Anatomy of a counterbore
- 1Mating face
- 2Counterbore
- 3Shoulder
- 4Pilot hole
Naming the layers makes the prompt unambiguous: "M3 clearance, 6mm counterbore, 3mm deep".
Through hole
Goes all the way through the part.
Blind hole
Stops at a depth. Say "blind, 8mm deep".
Countersunk hole
Cone-shaped recess so a flat-head screw sits flush. The chamfer angle matches the screw head (usually 90°).
Counterbored hole
Cylindrical recess so a socket-head cap drops below the surface.

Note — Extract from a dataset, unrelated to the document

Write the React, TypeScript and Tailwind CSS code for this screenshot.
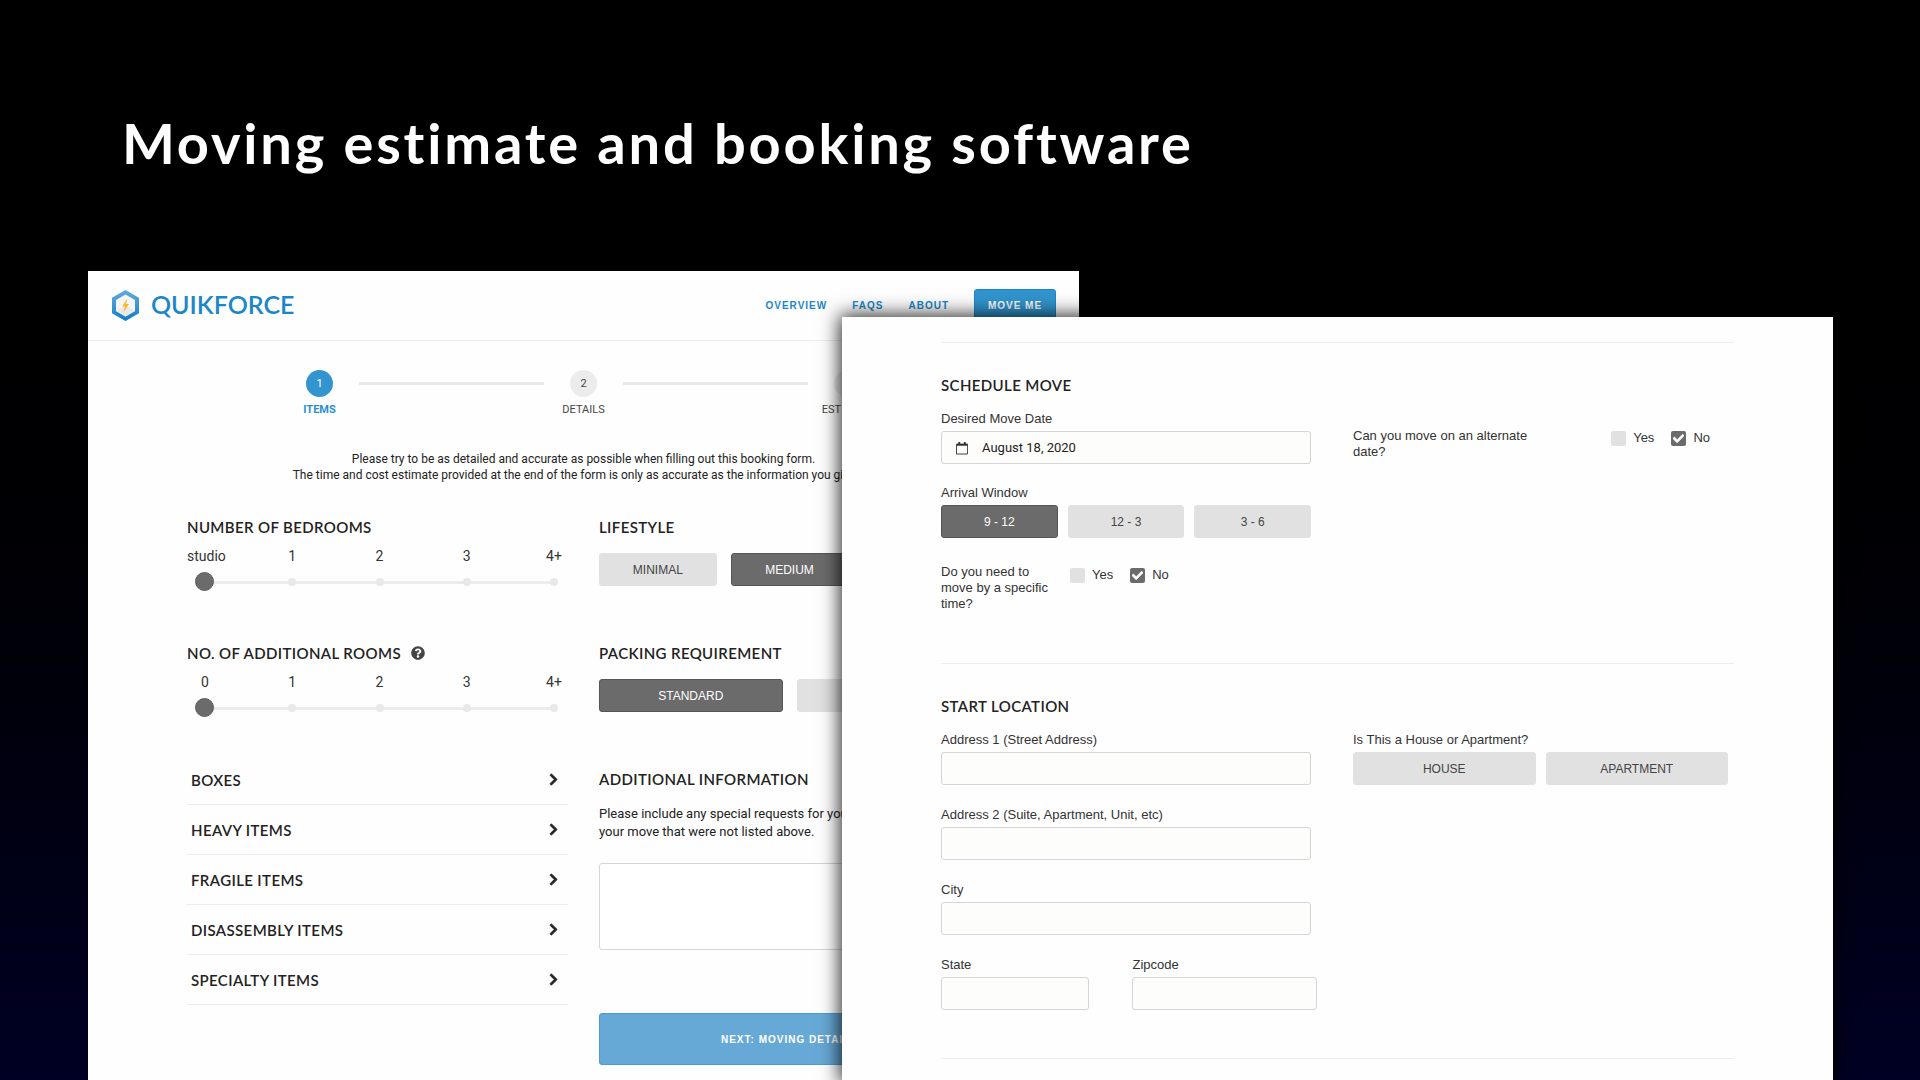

Call the diameter and depth.
Spotface
Shallow counterbore that flattens a rough surface for a washer or bolt head to seat.
Clearance hole
Sized so a screw passes freely without engaging threads. Typically 0.2–0.5mm wider than nominal.
Pilot hole
Undersized hole for a self-tapping screw to cut threads into. Slightly smaller than the screw's nominal diameter.
Threaded hole
Has internal threads. Call out the size (e.g. M6). Printing usable threads is size-dependent: M2–M3 strips or blobs (skip it); M4–M5 holds light loads at 0.12mm layers, print the screw and nut vertically; M6–M8 is reliable at 0.16–0.20mm; M10+ and custom trapezoidal or ACME work for clamps and vise grips.
Slot
An elongated hole with rounded ends. Length and width, not just diameter.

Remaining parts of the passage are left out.